Près de deux ans après, le Comité international olympique n’a toujours pas organisé de cérémonie de remise des médailles pour cette épreuve, au grand dam des patineurs américains, japonais et canadiens devancés par les Russes.

Or, le CIO, qui doit désormais tirer les conséquences de la décision du TAS, est dans une situation délicate : à la différence d’autres disciplines comme l’athlétisme, le règlement de la Fédération internationale de patinage ne prévoit de disqualification collective qu’en cas de contrôle antidopage positif d’un des athlètes pendant la compétition.
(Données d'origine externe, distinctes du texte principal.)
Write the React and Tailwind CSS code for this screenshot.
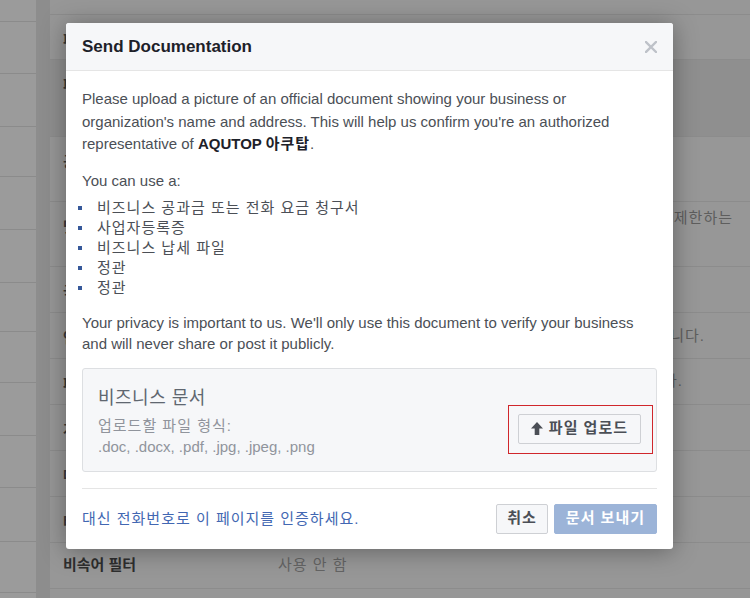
import React from "react";

const leftRows = [22, 52, 53, 50, 53, 53, 49, 51, 53, 52, 54, 51];

const UploadArrow = () => (
  <svg width="12" height="13" viewBox="0 0 12 13" className="mr-[6px]">
    <path d="M6 0 L12 6.5 L8.3 6.5 L8.3 13 L3.7 13 L3.7 6.5 L0 6.5 Z" fill="#4b4f56" />
  </svg>
);

const CloseIcon = () => (
  <svg width="12" height="12" viewBox="0 0 12 12">
    <path d="M1 1 L11 11 M11 1 L1 11" stroke="#bec2c9" strokeWidth="2.4" strokeLinecap="square" />
  </svg>
);

const Row = ({ h, dark, label, top = 14, children }) => (
  <div
    className={`flex shrink-0 border-b border-[#8c8c8c] ${dark ? "bg-[#8f8f8f]" : ""}`}
    style={{ height: h }}
  >
    <div className="w-[228px] shrink-0 pl-[13px] pt-[14px] text-[15px] font-bold text-[#3a3a3a] whitespace-nowrap">
      {label}
    </div>
    <div className="flex-1 text-[15px] tracking-[1px] text-[#5e5e5e]" style={{ paddingTop: top }}>
      {children}
    </div>
  </div>
);

export default function App() {
  return (
    <div className="relative w-[750px] h-[598px] overflow-hidden flex bg-[#979797] font-['Liberation_Sans','Noto_Sans_CJK_KR',sans-serif]">
      {/* page behind the dialog */}
      <div className="w-[36px] shrink-0 flex flex-col bg-[#9b9b9b]">
        {leftRows.map((h, i) => (
          <div key={i} className="shrink-0 border-b border-[#8b8b8b]" style={{ height: h }} />
        ))}
      </div>
      <div className="w-[14px] shrink-0 bg-[#8d8d8d]" />
      <div className="flex-1 flex flex-col">
        <Row h={15} label="" />
        <Row h={45} label="페이지 이름" />
        <Row h={77} dark label="페이지 주소" />
        <Row h={65} label="공개 범위" />
        <Row h={65} label="댓글 관리" top={5}>
          <div className="flex justify-end pr-[17px] whitespace-nowrap">
            게시물에 댓글을 남길 수 있는 사람을 제한하는
          </div>
          <div>단어를 설정합니다</div>
        </Row>
        <Row h={46} label="국가 제한" />
        <Row h={46} label="연령 제한" top={12}>
          <div className="flex justify-end pr-[45px] whitespace-nowrap">
            페이지를 볼 수 있는 연령을 제한합니다.
          </div>
        </Row>
        <Row h={46} label="페이지 관리" top={11}>
          <div className="flex justify-end pr-[67px] whitespace-nowrap">
            다른 페이지와 함께 관리합니다.
          </div>
        </Row>
        <Row h={46} label="게시 권한" />
        <Row h={46} label="메시지" />
        <Row h={46} label="태그 기능" />
        <div className="flex shrink-0 h-[46px] border-b border-[#8c8c8c] items-center">
          <div className="w-[228px] shrink-0 pl-[13px] text-[15px] font-bold text-[#2e2e2e]">비속어 필터</div>
          <div className="text-[15px] tracking-[1px] text-[#646464]">사용 안 함</div>
        </div>
      </div>

      {/* dialog */}
      <div className="absolute left-[66px] top-[23px] w-[607px] h-[526px] bg-white rounded-[3px] shadow-[0_2px_24px_rgba(0,0,0,0.35)] flex flex-col overflow-hidden">
        <div className="h-[48px] shrink-0 bg-[#f6f7f9] border-b border-[#e5e5e5] flex items-center justify-between px-[16px]">
          <span className="text-[17px] font-bold text-[#1d2129]">Send Documentation</span>
          <CloseIcon />
        </div>

        <div className="px-[16px] pt-[17px] text-[15px] text-[#4b4f56]">
          <p className="leading-[22.5px]">
            Please upload a picture of an official document showing your business or
            organization's name and address. This will help us confirm you're an authorized
            representative of <b className="text-[#1d2129]">AQUTOP <span className="tracking-[1px]">아쿠탑</span></b>.
          </p>
          <p className="mt-[14px] leading-[22px]">You can use a:</p>
          <ul className="mt-[6px] tracking-[1px]">
            {[
              "비즈니스 공과금 또는 전화 요금 청구서",
              "사업자등록증",
              "비즈니스 납세 파일",
              "정관",
              "정관",
            ].map((t, i) => (
              <li key={i} className="flex items-center leading-[20px]">
                <span className="w-[4px] h-[4px] bg-[#365899] ml-[-4px] mr-[15px] shrink-0" />
                {t}
              </li>
            ))}
          </ul>
          <p className="mt-[14px] leading-[21px]">
            Your privacy is important to us. We'll only use this document to verify your business
            and will never share or post it publicly.
          </p>

          <div className="mt-[14px] h-[104px] border border-[#dddfe2] bg-[#f6f7f9] rounded-[3px] pl-[15px] pr-[15px] pt-[17px] flex justify-between items-start">
            <div className="flex flex-col">
              <span className="text-[18px] leading-[24px] tracking-[0.5px] text-[#606770]">비즈니스 문서</span>
              <span className="mt-[5px] leading-[21.5px] tracking-[1px] text-[#90949c]">업로드할 파일 형식:</span>
              <span className="leading-[21.5px] text-[#90949c]">.doc, .docx, .pdf, .jpg, .jpeg, .png</span>
            </div>
            <div className="relative mt-[28px]">
              <button className="h-[30px] px-[12px] flex items-center bg-[#f6f7f9] border border-[#ced0d4] rounded-[2px] text-[15px] tracking-[1px] font-bold text-[#4b4f56]">
                <UploadArrow />
                파일 업로드
              </button>
              <span className="absolute -left-[10px] -right-[12px] -top-[9px] -bottom-[10px] border border-[#d0272c]" />
            </div>
          </div>

          <div className="mt-[16px] border-t border-[#e5e5e5]" />

          <div className="mt-[15px] flex items-center justify-between">
            <span className="text-[15px] tracking-[1px] text-[#4267b2] pt-[2px]">대신 전화번호로 이 페이지를 인증하세요.</span>
            <div className="flex gap-[6px]">
              <button className="h-[30px] px-[10px] bg-[#f6f7f9] border border-[#ced0d4] rounded-[2px] text-[15px] tracking-[1px] font-bold text-[#4b4f56]">
                취소
              </button>
              <button className="h-[30px] px-[11px] bg-[#9cb4d8] border border-[#9cb4d8] rounded-[2px] text-[15px] tracking-[1px] font-bold text-white">
                문서 보내기
              </button>
            </div>
          </div>
        </div>
      </div>
    </div>
  );
}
Pas huit semaines avant.

Patinage Canada réagit

« Patinage Canada applaudit à la décision rendue par le Tribunal arbitral du sport (TAS) concernant l’infraction de dopage de la patineuse artistique russe Kamila Valieva, lors des Jeux olympiques d’hiver 2022. Cette décision souligne l’importance de mesures antidopage rigoureuses et le besoin de vigilance continue, afin de protéger l’intégrité du patinage artistique et de tous les sports », pouvait-on lire dans un communiqué publié sur le site internet de Patinage Canada. « Patinage Canada préconise des règles impartiales et équitables pour un sport sans drogue, à l’intention de tous les athlètes, et appuie les efforts d’organismes internationaux, dont l’Agence mondiale antidopage (AMA), en vue du maintien de l’intégrité de notre sport », a-t-on ajouté. Un message laissé au Comité olympique canadien (COC) n’a toujours pas reçu de réponse.